**Short exercise**
Set down the data below without change, skipping the pictures it holds.

**Information shown**
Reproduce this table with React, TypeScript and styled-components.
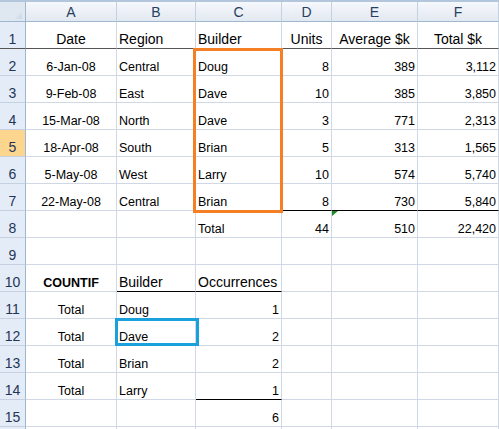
import React from 'react';
import styled, { createGlobalStyle, css } from 'styled-components';

const GlobalStyle = createGlobalStyle`
  *, *::before, *::after { box-sizing: border-box; }
  html, body { margin: 0; padding: 0; background: #ffffff; overflow: hidden; }
  body { font-family: "Liberation Sans", Arial, sans-serif; }
`;

type Align = 'left' | 'center' | 'right';

interface CellSpec {
  t?: string;
  a?: Align;
  big?: boolean;
  bold?: boolean;
  rule?: boolean;
  flag?: boolean;
}

const Sheet = styled.div`
  position: relative;
  display: grid;
  grid-template-columns: 26px 91px 79px 86px 50px 86px 81px;
  grid-template-rows: 20px repeat(16, 27px);
  width: 499px;
  height: 429px;
  overflow: hidden;
  border-top: 2px solid #b4c6dc;
  background: #ffffff;
`;

const Placed = styled.div<{ $r: number; $c: number }>`
  grid-row: ${p => p.$r};
  grid-column: ${p => p.$c};
`;

const Corner = styled(Placed)`
  position: relative;
  background: #dfe7f1;
  border-right: 1px solid #9eb6ce;
  border-bottom: 1px solid #9eb6ce;
  &::after {
    content: '';
    position: absolute;
    right: 3px;
    bottom: 2px;
    width: 9px;
    height: 9px;
    background: linear-gradient(135deg, #f4f7fb, #c9d5e4);
    clip-path: polygon(100% 0, 100% 100%, 0 100%);
  }
`;

const ColHeader = styled(Placed)`
  display: flex;
  align-items: center;
  justify-content: center;
  background: linear-gradient(#f5f8fc, #e3e9f1);
  border-right: 1px solid #c5d1df;
  border-bottom: 1px solid #9eb6ce;
  font-size: 14px;
  color: #27405f;
  padding-top: 1px;
`;

const RowHeader = styled(Placed)<{ $active?: boolean; $frozen?: boolean }>`
  display: flex;
  align-items: flex-end;
  justify-content: center;
  padding-bottom: 1px;
  background: ${p => (p.$active ? '#fcd68f' : '#e4ecf7')};
  border-right: 1px solid #9eb6ce;
  border-bottom: 1px solid ${p => (p.$frozen ? '#555555' : '#c5d1e1')};
  font-size: 14px;
  line-height: 15px;
  color: #1f3556;
`;

const Cell = styled(Placed)<{
  $align: Align;
  $big?: boolean;
  $bold?: boolean;
  $rule?: boolean;
  $frozen?: boolean;
  $flag?: boolean;
}>`
  position: relative;
  display: flex;
  align-items: flex-end;
  justify-content: ${p =>
    p.$align === 'left' ? 'flex-start' : p.$align === 'right' ? 'flex-end' : 'center'};
  padding: 0 2px ${p => (p.$big ? 1 : 0)}px 2px;
  border-right: 1px solid #d0d7e5;
  border-bottom: 1px solid
    ${p => (p.$frozen ? '#555555' : p.$rule ? '#000000' : '#d0d7e5')};
  font-size: ${p => (p.$big ? 14 : 12.5)}px;
  font-weight: ${p => (p.$bold ? 700 : 400)};
  line-height: 15px;
  white-space: nowrap;
  color: #000000;
  min-width: 0;
  ${p =>
    p.$flag &&
    css`
      &::before {
        content: '';
        position: absolute;
        left: 0;
        top: 0;
        width: 6px;
        height: 5px;
        background: #1f8a24;
        clip-path: polygon(0 0, 100% 0, 0 100%);
      }
    `}
`;

const SelectBox = styled.div<{ $color: string }>`
  position: relative;
  z-index: 2;
  pointer-events: none;
  border: 3px solid ${p => p.$color};
`;

const OrangeBox = styled(SelectBox)`
  grid-column: 4;
  grid-row: 3 / 9;
  margin: -1px -1px -2px -3px;
`;

const BlueBox = styled(SelectBox)`
  grid-column: 3;
  grid-row: 13;
  margin: -1px -3px 0 -2px;
`;

const cols = ['A', 'B', 'C', 'D', 'E', 'F'];

const data: [string, string, string, string, string, string][] = [
  ['6-Jan-08', 'Central', 'Doug', '8', '389', '3,112'],
  ['9-Feb-08', 'East', 'Dave', '10', '385', '3,850'],
  ['15-Mar-08', 'North', 'Dave', '3', '771', '2,313'],
  ['18-Apr-08', 'South', 'Brian', '5', '313', '1,565'],
  ['5-May-08', 'West', 'Larry', '10', '574', '5,740'],
  ['22-May-08', 'Central', 'Brian', '8', '730', '5,840'],
];

const E: CellSpec = {};

const rows: CellSpec[][] = [
  [
    { t: 'Date', a: 'center', big: true },
    { t: 'Region', big: true },
    { t: 'Builder', big: true },
    { t: 'Units', a: 'center', big: true },
    { t: 'Average $k', a: 'center', big: true },
    { t: 'Total $k', a: 'center', big: true },
  ],
  ...data.map((d, i) => {
    const last = i === data.length - 1;
    return [
      { t: d[0], a: 'center' as Align },
      { t: d[1] },
      { t: d[2], rule: last },
      { t: d[3], a: 'right' as Align, rule: last },
      { t: d[4], a: 'right' as Align, rule: last },
      { t: d[5], a: 'right' as Align, rule: last },
    ];
  }),
  [E, E, { t: 'Total' }, { t: '44', a: 'right' }, { t: '510', a: 'right', flag: true }, { t: '22,420', a: 'right' }],
  [E, E, E, E, E, E],
  [
    { t: 'COUNTIF', a: 'center', bold: true },
    { t: 'Builder', big: true, rule: true },
    { t: 'Occurrences', big: true, rule: true },
    E,
    E,
    E,
  ],
  ...[
    ['Doug', '1'],
    ['Dave', '2'],
    ['Brian', '2'],
    ['Larry', '1'],
  ].map(([n, c], i) => [
    { t: 'Total', a: 'center' as Align },
    { t: n },
    { t: c, a: 'right' as Align, rule: i === 3 },
    E,
    E,
    E,
  ]),
  [E, E, { t: '6', a: 'right' }, E, E, E],
  [E, E, E, E, E, E],
];

const VISIBLE_LABELS = 15;

export default function App() {
  return (
    <>
      <GlobalStyle />
      <Sheet>
        <Corner $r={1} $c={1} />
        {cols.map((c, i) => (
          <ColHeader key={c} $r={1} $c={i + 2}>
            {c}
          </ColHeader>
        ))}
        {rows.map((row, r) => (
          <React.Fragment key={r}>
            <RowHeader $r={r + 2} $c={1} $active={r === 4} $frozen={r === 0}>
              {r < VISIBLE_LABELS ? r + 1 : ''}
            </RowHeader>
            {row.map((c, ci) => (
              <Cell
                key={ci}
                $r={r + 2}
                $c={ci + 2}
                $align={c.a ?? 'left'}
                $big={c.big}
                $bold={c.bold}
                $rule={c.rule}
                $frozen={r === 0}
                $flag={c.flag}
              >
                {c.t}
              </Cell>
            ))}
          </React.Fragment>
        ))}
        <OrangeBox $color="#f57f25" />
        <BlueBox $color="#1aa0db" />
      </Sheet>
    </>
  );
}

**Written solution**
Reproduce this table with React, TypeScript and styled-components.
import React from 'react';
import styled, { createGlobalStyle, css } from 'styled-components';

const GlobalStyle = createGlobalStyle`
  *, *::before, *::after { box-sizing: border-box; }
  html, body { margin: 0; padding: 0; background: #ffffff; overflow: hidden; }
  body { font-family: "Liberation Sans", Arial, sans-serif; }
`;

type Align = 'left' | 'center' | 'right';

interface CellSpec {
  t?: string;
  a?: Align;
  big?: boolean;
  bold?: boolean;
  rule?: boolean;
  flag?: boolean;
}

const Sheet = styled.div`
  position: relative;
  display: grid;
  grid-template-columns: 26px 91px 79px 86px 50px 86px 81px;
  grid-template-rows: 20px repeat(16, 27px);
  width: 499px;
  height: 429px;
  overflow: hidden;
  border-top: 2px solid #b4c6dc;
  background: #ffffff;
`;

const Placed = styled.div<{ $r: number; $c: number }>`
  grid-row: ${p => p.$r};
  grid-column: ${p => p.$c};
`;

const Corner = styled(Placed)`
  position: relative;
  background: #dfe7f1;
  border-right: 1px solid #9eb6ce;
  border-bottom: 1px solid #9eb6ce;
  &::after {
    content: '';
    position: absolute;
    right: 3px;
    bottom: 2px;
    width: 9px;
    height: 9px;
    background: linear-gradient(135deg, #f4f7fb, #c9d5e4);
    clip-path: polygon(100% 0, 100% 100%, 0 100%);
  }
`;

const ColHeader = styled(Placed)`
  display: flex;
  align-items: center;
  justify-content: center;
  background: linear-gradient(#f5f8fc, #e3e9f1);
  border-right: 1px solid #c5d1df;
  border-bottom: 1px solid #9eb6ce;
  font-size: 14px;
  color: #27405f;
  padding-top: 1px;
`;

const RowHeader = styled(Placed)<{ $active?: boolean; $frozen?: boolean }>`
  display: flex;
  align-items: flex-end;
  justify-content: center;
  padding-bottom: 1px;
  background: ${p => (p.$active ? '#fcd68f' : '#e4ecf7')};
  border-right: 1px solid #9eb6ce;
  border-bottom: 1px solid ${p => (p.$frozen ? '#555555' : '#c5d1e1')};
  font-size: 14px;
  line-height: 15px;
  color: #1f3556;
`;

const Cell = styled(Placed)<{
  $align: Align;
  $big?: boolean;
  $bold?: boolean;
  $rule?: boolean;
  $frozen?: boolean;
  $flag?: boolean;
}>`
  position: relative;
  display: flex;
  align-items: flex-end;
  justify-content: ${p =>
    p.$align === 'left' ? 'flex-start' : p.$align === 'right' ? 'flex-end' : 'center'};
  padding: 0 2px ${p => (p.$big ? 1 : 0)}px 2px;
  border-right: 1px solid #d0d7e5;
  border-bottom: 1px solid
    ${p => (p.$frozen ? '#555555' : p.$rule ? '#000000' : '#d0d7e5')};
  font-size: ${p => (p.$big ? 14 : 12.5)}px;
  font-weight: ${p => (p.$bold ? 700 : 400)};
  line-height: 15px;
  white-space: nowrap;
  color: #000000;
  min-width: 0;
  ${p =>
    p.$flag &&
    css`
      &::before {
        content: '';
        position: absolute;
        left: 0;
        top: 0;
        width: 6px;
        height: 5px;
        background: #1f8a24;
        clip-path: polygon(0 0, 100% 0, 0 100%);
      }
    `}
`;

const SelectBox = styled.div<{ $color: string }>`
  position: relative;
  z-index: 2;
  pointer-events: none;
  border: 3px solid ${p => p.$color};
`;

const OrangeBox = styled(SelectBox)`
  grid-column: 4;
  grid-row: 3 / 9;
  margin: -1px -1px -2px -3px;
`;

const BlueBox = styled(SelectBox)`
  grid-column: 3;
  grid-row: 13;
  margin: -1px -3px 0 -2px;
`;

const cols = ['A', 'B', 'C', 'D', 'E', 'F'];

const data: [string, string, string, string, string, string][] = [
  ['6-Jan-08', 'Central', 'Doug', '8', '389', '3,112'],
  ['9-Feb-08', 'East', 'Dave', '10', '385', '3,850'],
  ['15-Mar-08', 'North', 'Dave', '3', '771', '2,313'],
  ['18-Apr-08', 'South', 'Brian', '5', '313', '1,565'],
  ['5-May-08', 'West', 'Larry', '10', '574', '5,740'],
  ['22-May-08', 'Central', 'Brian', '8', '730', '5,840'],
];

const E: CellSpec = {};

const rows: CellSpec[][] = [
  [
    { t: 'Date', a: 'center', big: true },
    { t: 'Region', big: true },
    { t: 'Builder', big: true },
    { t: 'Units', a: 'center', big: true },
    { t: 'Average $k', a: 'center', big: true },
    { t: 'Total $k', a: 'center', big: true },
  ],
  ...data.map((d, i) => {
    const last = i === data.length - 1;
    return [
      { t: d[0], a: 'center' as Align },
      { t: d[1] },
      { t: d[2], rule: last },
      { t: d[3], a: 'right' as Align, rule: last },
      { t: d[4], a: 'right' as Align, rule: last },
      { t: d[5], a: 'right' as Align, rule: last },
    ];
  }),
  [E, E, { t: 'Total' }, { t: '44', a: 'right' }, { t: '510', a: 'right', flag: true }, { t: '22,420', a: 'right' }],
  [E, E, E, E, E, E],
  [
    { t: 'COUNTIF', a: 'center', bold: true },
    { t: 'Builder', big: true, rule: true },
    { t: 'Occurrences', big: true, rule: true },
    E,
    E,
    E,
  ],
  ...[
    ['Doug', '1'],
    ['Dave', '2'],
    ['Brian', '2'],
    ['Larry', '1'],
  ].map(([n, c], i) => [
    { t: 'Total', a: 'center' as Align },
    { t: n },
    { t: c, a: 'right' as Align, rule: i === 3 },
    E,
    E,
    E,
  ]),
  [E, E, { t: '6', a: 'right' }, E, E, E],
  [E, E, E, E, E, E],
];

const VISIBLE_LABELS = 15;

export default function App() {
  return (
    <>
      <GlobalStyle />
      <Sheet>
        <Corner $r={1} $c={1} />
        {cols.map((c, i) => (
          <ColHeader key={c} $r={1} $c={i + 2}>
            {c}
          </ColHeader>
        ))}
        {rows.map((row, r) => (
          <React.Fragment key={r}>
            <RowHeader $r={r + 2} $c={1} $active={r === 4} $frozen={r === 0}>
              {r < VISIBLE_LABELS ? r + 1 : ''}
            </RowHeader>
            {row.map((c, ci) => (
              <Cell
                key={ci}
                $r={r + 2}
                $c={ci + 2}
                $align={c.a ?? 'left'}
                $big={c.big}
                $bold={c.bold}
                $rule={c.rule}
                $frozen={r === 0}
                $flag={c.flag}
              >
                {c.t}
              </Cell>
            ))}
          </React.Fragment>
        ))}
        <OrangeBox $color="#f57f25" />
        <BlueBox $color="#1aa0db" />
      </Sheet>
    </>
  );
}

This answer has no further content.